The first truly ambitious story I have ever managed to write to the end, “Silences”, contained many themes that I have found myself facing personally, some time after finishing it.
Most obviously, it was the irruption of contingency into life, that sudden, violent and undeserved principle that animates the bleeding heart of classical tragedy. With any big event, new words start populating thought; they dwell on the tongue, and whether you want it or not, they come out repeatedly, strangely associated with the word “I”. Words like “trauma”, “fear”, “helplessness”. Words like “nightmares”. Words like “withdrawing from university”. Words like “Spiders”.
If you survive, then you find words like “post-traumatic stress syndrome”. Words like “valerian”. Words you can’t easily forget or cut off.
And you wonder if this “I”, surrounded by all these new words that had never been possible, that didn’t even exist before, has any resemblance with the old one.
Another major theme in “Silences” was what I like to call “making stories”, or “giving stories”, that is, what we make of words, signs, or indeed of silences; what we make of what we have.
For a long time, I haven’t been able to make much of what I had; I shrank down to a shadow of my former self. The word “fear” in particular became so loud that it pushed everything else away, and the only sense I could make of things, or rather the only sense I could find, orbiting around my smaller and smaller “I”, was “I am scared”. The old sentences had a feeble sense of fading familiarity, like the photographs of a time before memory, when you have learned to recognize yourself in the picture, but ultimately you know that that isn’t you, or at least not anymore.
I was aware of this change. The words “I wish this had never happened” formed themselves in my mind several times, but so did the consciousness that the sentence was self-defying. It couldn’t be that simple.
But a feeble fire was still alive inside of me: partially as a drive to get out of the circumstances that fed the word “fear”. But there was more than mere instinct of survival. In several hard decisions, I have always taken the most difficult road I could endure, for the sake of a better future; even when I had done a lot more than enough.
When the loud scream of fear died down, the echo kept going on (and sometimes it still returns), but I had the chance to look at what was left, the shatters of the old me. At first I thought I had lost so much, but I kept looking, and I found again all that mattered. There were two differences though: a few new words, intruders, or rather remains; and the order, or rather the lack of order. It was not a whole anymore, everything was scattered around.
It was only natural, and inevitable, that I should begin to work and make something of what I had, even if what I had were only ruins. My loss was complete, and I measured my progresses on the comparison between where I was now and what I was before it all happened. And while I knew that going back wasn’t possible, I strived for the most accurate and faithful replica.
At this point, I happened again upon the notion of “making stories”. It approached me slowly, quietly, and waited for me to take notice of it, a bit more every time I told other people what had happened, what was going on with me, and indeed every time I told the story to myself. Eventually I realized: I was telling the story, and the story was me. (The story was telling me, as Derrida puts it).
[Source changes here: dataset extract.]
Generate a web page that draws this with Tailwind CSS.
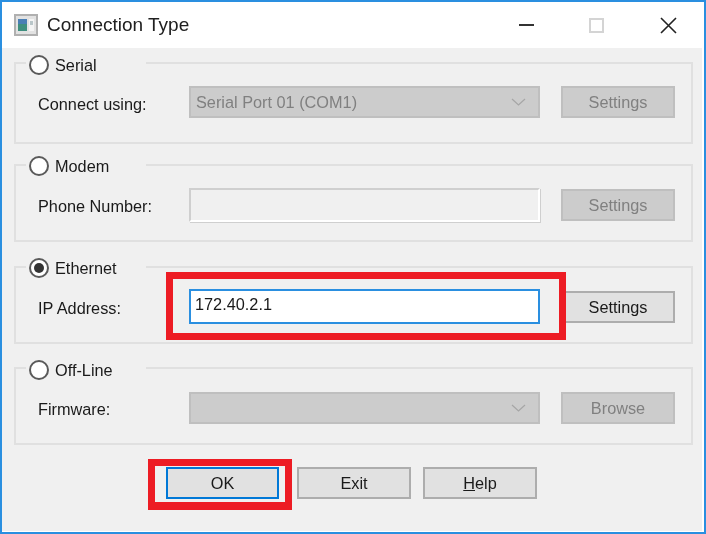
<!DOCTYPE html>
<html lang="en">
<head>
  <meta charset="UTF-8" />
  <title>Connection Type</title>
  <script src="https://cdn.jsdelivr.net/npm/@tailwindcss/browser@4"></script>
</head>
<body class="bg-white">

  <!-- Window -->
  <div class="relative w-[706px] h-[534px] overflow-hidden bg-white border-2 border-[#2a8fe0] font-['Liberation_Sans',sans-serif] text-[16.3px] text-[#1a1a1a] blur-[0.45px]">

    <!-- Title bar -->
    <div class="h-[46px] flex items-center">
      <svg class="ml-[12px] w-[24px] h-[22px]" viewBox="0 0 24 22">
        <rect x="1" y="1" width="22" height="20" fill="#e2e2e2" stroke="#b0b0b0" stroke-width="2" />
        <rect x="4" y="5" width="9" height="12" fill="#3f8f7f" />
        <rect x="4" y="5" width="9" height="5" fill="#4a7fb5" />
        <rect x="15" y="5" width="5" height="12" fill="#f4f4f4" />
        <rect x="16" y="7" width="3" height="4" fill="#b9c6c9" />
      </svg>
      <span class="ml-[9px] text-[19px] text-[#202020]">Connection Type</span>
      <div class="ml-auto flex items-center">
        <div class="w-[15px] h-[2px] bg-[#333]"></div>
        <div class="ml-[55px] w-[15px] h-[15px] border-2 border-[#d4d4d4]"></div>
        <svg class="ml-[56px] mr-[27px] w-[17px] h-[17px]" viewBox="0 0 17 17" fill="none" stroke="#222" stroke-width="1.6">
          <path d="M1 1L16 16M16 1L1 16" />
        </svg>
      </div>
    </div>

    <!-- Body -->
    <div class="w-[700px] h-[483px] bg-[#f0f0f0] pt-[14px] pl-[12px]">

      <!-- Serial -->
      <div class="relative w-[679px] h-[82px] border-2 border-[#e0e0e0] flex items-start pt-[22px]">
        <div class="absolute left-[10px] -top-[9px] w-[120px] h-[20px] bg-[#f0f0f0] pl-[3px] flex items-center gap-[6px]">
          <span class="w-[20px] h-[20px] rounded-full border-2 border-[#5a5a5a] bg-white"></span>
          <span>Serial</span>
        </div>
        <div class="flex items-center h-[32px]">
          <span class="w-[173px] pl-[22px] pt-[4px]">Connect using:</span>
          <div class="w-[351px] h-[32px] bg-[#cccccc] border-2 border-[#bfbfbf] flex items-center justify-between pl-[5px] pr-[12px] text-[#808080]">
            <span>Serial Port 01 (COM1)</span>
            <svg class="w-[15px] h-[8px]" viewBox="0 0 15 8" fill="none" stroke="#a6a6a6" stroke-width="1.2"><path d="M1 1l6.5 6L14 1" /></svg>
          </div>
          <div class="ml-[21px] w-[114px] h-[32px] bg-[#cccccc] border-2 border-[#bfbfbf] flex items-center justify-center text-[#808080]">Settings</div>
        </div>
      </div>

      <!-- Modem -->
      <div class="relative mt-[20px] w-[679px] h-[78px] border-2 border-[#e0e0e0] flex items-start pt-[22px]">
        <div class="absolute left-[10px] -top-[10px] w-[120px] h-[20px] bg-[#f0f0f0] pl-[3px] flex items-center gap-[6px]">
          <span class="w-[20px] h-[20px] rounded-full border-2 border-[#5a5a5a] bg-white"></span>
          <span>Modem</span>
        </div>
        <div class="flex items-center h-[34px]">
          <span class="w-[173px] pl-[22px] pt-[2px]">Phone Number:</span>
          <div class="w-[351px] h-[34px] bg-[#f0f0f0] border-2 border-[#cfcfcf] border-r-white border-b-white shadow-[1px_1px_0_#cfcfcf]"></div>
          <div class="ml-[21px] w-[114px] h-[32px] bg-[#cccccc] border-2 border-[#bfbfbf] flex items-center justify-center text-[#808080] pt-[1px]">Settings</div>
        </div>
      </div>

      <!-- Ethernet -->
      <div class="relative mt-[24px] w-[679px] h-[78px] border-2 border-[#e0e0e0] flex items-start pt-[21px]">
        <div class="absolute left-[10px] -top-[10px] w-[120px] h-[20px] bg-[#f0f0f0] pl-[3px] flex items-center gap-[6px]">
          <span class="w-[20px] h-[20px] rounded-full border-2 border-[#5a5a5a] bg-white flex items-center justify-center">
            <span class="w-[10px] h-[10px] rounded-full bg-[#333]"></span>
          </span>
          <span>Ethernet</span>
        </div>
        <div class="flex items-center h-[35px]">
          <span class="w-[173px] pl-[22px] pt-[3px]">IP Address:</span>
          <div class="w-[351px] h-[35px] bg-white border-2 border-[#2a8fe0] flex items-center pl-[4px] pb-[4px]">172.40.2.1</div>
          <div class="ml-[21px] w-[114px] h-[32px] bg-[#e1e1e1] border-2 border-[#adadad] flex items-center justify-center pt-[1px]">Settings</div>
        </div>
      </div>

      <!-- Off-Line -->
      <div class="relative mt-[23px] w-[679px] h-[78px] border-2 border-[#e0e0e0] flex items-start pt-[22px]">
        <div class="absolute left-[10px] -top-[9px] w-[120px] h-[20px] bg-[#f0f0f0] pl-[3px] flex items-center gap-[6px]">
          <span class="w-[20px] h-[20px] rounded-full border-2 border-[#5a5a5a] bg-white"></span>
          <span>Off-Line</span>
        </div>
        <div class="flex items-center h-[33px]">
          <span class="w-[173px] pl-[22px] pt-[3px]">Firmware:</span>
          <div class="w-[351px] h-[32px] bg-[#cccccc] border-2 border-[#bfbfbf] flex items-center justify-end pr-[12px]">
            <svg class="w-[15px] h-[8px]" viewBox="0 0 15 8" fill="none" stroke="#a6a6a6" stroke-width="1.2"><path d="M1 1l6.5 6L14 1" /></svg>
          </div>
          <div class="ml-[21px] w-[114px] h-[32px] bg-[#cccccc] border-2 border-[#bfbfbf] flex items-center justify-center text-[#808080] pt-[1px]">Browse</div>
        </div>
      </div>

      <!-- Buttons -->
      <div class="mt-[22px] ml-[152px] flex items-center">
        <div class="w-[113px] h-[32px] bg-[#e1e1e1] border-2 border-[#0078d7] flex items-center justify-center">OK</div>
        <div class="ml-[18px] w-[114px] h-[32px] bg-[#e1e1e1] border-2 border-[#adadad] flex items-center justify-center">Exit</div>
        <div class="ml-[12px] w-[114px] h-[32px] bg-[#e1e1e1] border-2 border-[#adadad] flex items-center justify-center"><span><u>H</u>elp</span></div>
      </div>
    </div>

    <!-- Red highlights -->
    <div class="absolute left-[164px] top-[270px] w-[400px] h-[68px] border-[7px] border-[#ed1c24]"></div>
    <div class="absolute left-[146px] top-[457px] w-[144px] h-[51px] border-[7px] border-b-[8px] border-[#ed1c24]"></div>
  </div>

</body>
</html>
I needn’t be only a character in a story, helplessly subject to the plot, for I was also the narrator; and while I couldn’t change the events (I was not the Author, what has happened has happened) it was up to me to tell the story one way or another. I-character could be the victim of this terrible thing, inspiring pity in the listener; or I could be something different. Without denying how terrible it had been, I-narrator could tell the story so as to prepare it for a finale that was yet unwritten (future) but that I would have pointed towards with my very own telling. A finale in which I-character would have recovered from it, and would have been admired rather than pitied; in which tragedy, after survival, became possibility, in which I could build rather than re-build, with even more ambition.
The way I was going to tell the story was the way I was going to make sense of what had happened, and finally the way I was going to be; up to a conclusion that wouldn’t deny depth and inherent significance to my pain, but that nonetheless replaced in my identity the closure of victimization with the openness of possibility. An ending that would put the whole story under a new light.
I am now at the point when what I am is still hard to tell. I have my fire back, strong, warm and determined. My passion, my wishes, my desires are back, and my essence is there again. (This is why I’m writing here, why I can write here again) But it is all very fragile, and largely incomplete. (This is also why I’m writing here, why I am writing this) I could say it’s scary, that things that wouldn’t normally touch me can tear me apart. But I could also say that it looks like a wonderful adventure awaits; and I think this kind of narration will make the story a lot more beautiful.